「ボレロ誕生を目撃」ボレロ 永遠の旋律 A.Camelotさんの映画レビュー(感想・評価)
ボレロ誕生を目撃
産みの苦しみを見たし、繊細な性格ゆえの苦悩に同情と共感を覚えた。
新しい17分間のバレエ曲を短期間に作らなければならないが、何も降りてこない。映画の中で記者に答えていたが、曲想が浮かべば短時間で書けるが、そうでなければ長い時間が掛かることもあると。ボレロの場合は後者であり、時間がなさ過ぎの状況。それでも、なんとか絞り出すようにして作曲に取り組み、家政婦さんとの会話とかあらゆる物事を取り込み、1分の旋律を17回繰り返して17分にするアイデアに至り、全体をクレッシェンドさせ・・・と独創的な曲に仕上げることに成功。この状況で不滅の名曲が作れるラヴェルってやっぱり天才。
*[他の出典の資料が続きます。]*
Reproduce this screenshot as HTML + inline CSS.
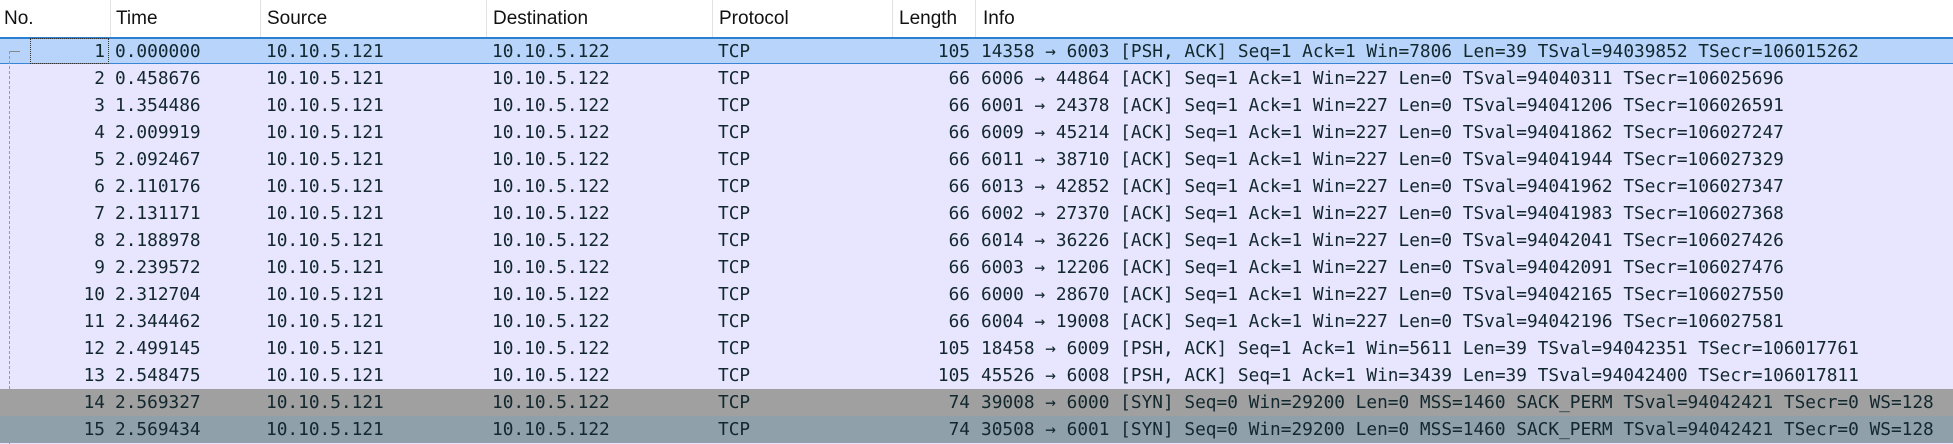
<!DOCTYPE html>
<html><head><meta charset="utf-8"><style>
body{margin:0;width:1953px;height:444px;overflow:hidden;background:#e7e6fe;position:relative;font-family:"DejaVu Sans Mono","Liberation Mono",monospace;}
.hdr{position:absolute;left:0;top:0;width:1953px;height:37px;background:#fff;border-bottom:2px solid #2a7fd0;font-family:"Liberation Sans",sans-serif;font-size:19px;color:#111;}
.hdr span{position:absolute;top:8px;}
.sep{position:absolute;top:0;width:1px;height:37px;background:#e2e2e2;}
.row{position:absolute;left:0;width:1953px;height:27px;color:#12272e;font-size:17.8px;font-family:"DejaVu Sans Mono","Liberation Mono",monospace;}
.row span{position:absolute;top:3px;white-space:pre;}
.n{right:1848px;text-align:right}
.t{left:115px}.s{left:266px}.d{left:492px}.p{left:718px}
.l{right:983px;text-align:right}.i{left:981px}
</style></head><body>
<div class="hdr">
<span style="left:4px">No.</span><span style="left:116px">Time</span><span style="left:267px">Source</span><span style="left:493px">Destination</span><span style="left:719px">Protocol</span><span style="left:899px">Length</span><span style="left:983px">Info</span>
<div class="sep" style="left:110px"></div><div class="sep" style="left:260px"></div><div class="sep" style="left:486px"></div><div class="sep" style="left:712px"></div><div class="sep" style="left:892px"></div><div class="sep" style="left:975px"></div>
</div>
<div style="position:absolute;left:0;top:39px;width:1953px;height:24px;background:#b8d4fb;border-bottom:1px solid #3a86d6"></div>
<div style="position:absolute;left:30px;top:38px;width:77px;height:24px;border:1px dotted #333"></div>
<div style="position:absolute;left:9px;top:51px;width:11px;height:1px;background:#888"></div>
<div style="position:absolute;left:9px;top:51px;width:0;height:393px;border-left:1px dashed #999"></div>
<div style="position:absolute;left:0;top:389px;width:1953px;height:27px;background:#a0a0a0"></div>
<div style="position:absolute;left:0;top:416px;width:1953px;height:27px;background:#8fa0ab"></div>
<div id="rows"></div>
<script>
var d=[
["1","0.000000","105","14358 → 6003 [PSH, ACK] Seq=1 Ack=1 Win=7806 Len=39 TSval=94039852 TSecr=106015262"],
["2","0.458676","66","6006 → 44864 [ACK] Seq=1 Ack=1 Win=227 Len=0 TSval=94040311 TSecr=106025696"],
["3","1.354486","66","6001 → 24378 [ACK] Seq=1 Ack=1 Win=227 Len=0 TSval=94041206 TSecr=106026591"],
["4","2.009919","66","6009 → 45214 [ACK] Seq=1 Ack=1 Win=227 Len=0 TSval=94041862 TSecr=106027247"],
["5","2.092467","66","6011 → 38710 [ACK] Seq=1 Ack=1 Win=227 Len=0 TSval=94041944 TSecr=106027329"],
["6","2.110176","66","6013 → 42852 [ACK] Seq=1 Ack=1 Win=227 Len=0 TSval=94041962 TSecr=106027347"],
["7","2.131171","66","6002 → 27370 [ACK] Seq=1 Ack=1 Win=227 Len=0 TSval=94041983 TSecr=106027368"],
["8","2.188978","66","6014 → 36226 [ACK] Seq=1 Ack=1 Win=227 Len=0 TSval=94042041 TSecr=106027426"],
["9","2.239572","66","6003 → 12206 [ACK] Seq=1 Ack=1 Win=227 Len=0 TSval=94042091 TSecr=106027476"],
["10","2.312704","66","6000 → 28670 [ACK] Seq=1 Ack=1 Win=227 Len=0 TSval=94042165 TSecr=106027550"],
["11","2.344462","66","6004 → 19008 [ACK] Seq=1 Ack=1 Win=227 Len=0 TSval=94042196 TSecr=106027581"],
["12","2.499145","105","18458 → 6009 [PSH, ACK] Seq=1 Ack=1 Win=5611 Len=39 TSval=94042351 TSecr=106017761"],
["13","2.548475","105","45526 → 6008 [PSH, ACK] Seq=1 Ack=1 Win=3439 Len=39 TSval=94042400 TSecr=106017811"],
["14","2.569327","74","39008 → 6000 [SYN] Seq=0 Win=29200 Len=0 MSS=1460 SACK_PERM TSval=94042421 TSecr=0 WS=128"],
["15","2.569434","74","30508 → 6001 [SYN] Seq=0 Win=29200 Len=0 MSS=1460 SACK_PERM TSval=94042421 TSecr=0 WS=128"]];
var h="";d.forEach(function(r,k){h+='<div class="row" style="top:'+(38+k*27)+'px"><span class="n">'+r[0]+'</span><span class="t">'+r[1]+'</span><span class="s">10.10.5.121</span><span class="d">10.10.5.122</span><span class="p">TCP</span><span class="l">'+r[2]+'</span><span class="i">'+r[3]+'</span></div>';});
document.getElementById("rows").innerHTML=h;
</script>
</body></html>
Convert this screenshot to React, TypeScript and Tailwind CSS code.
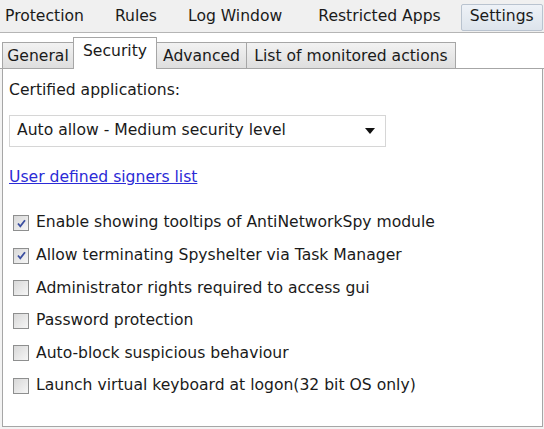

しかし、当の本人は満足していなくて多くの賞賛が受け入れられない。短時間に絞り出して無理矢理工夫を凝らして作ったものでは自分自身が認めることができなかったのだろう。この映画でずーっと描かれているラヴェルの生真面目で繊細な性格を考えればうなずける。しかも、自分のイメージにない官能的なバレエにされたらなおのこと。
いろいろと委嘱されて作曲するばかりとラヴェルが語るところがあったが、天才でも凡人でも、やりたいことをやりたいようにはできないものだなぁ。ラヴェルの晩年は曲想があるのに楽譜に書けなくなって、現代の私たちにとっても不幸で残念なことになったが、何が起こるか分からない人生、このままでいいのかと考えさせられた。人生は本当に難しい。
ラヴェルと言えば、あの写真というのがある。端整な顔立ちの男前。今回の俳優も男前ではあるが、あの写真のイメージとはちょっと違ったなぁ。ラヴェルのミューズとされた人、個人的にはあまり魅力的ではなかったなぁ。ラヴェルの母親に近づけたのだろうか。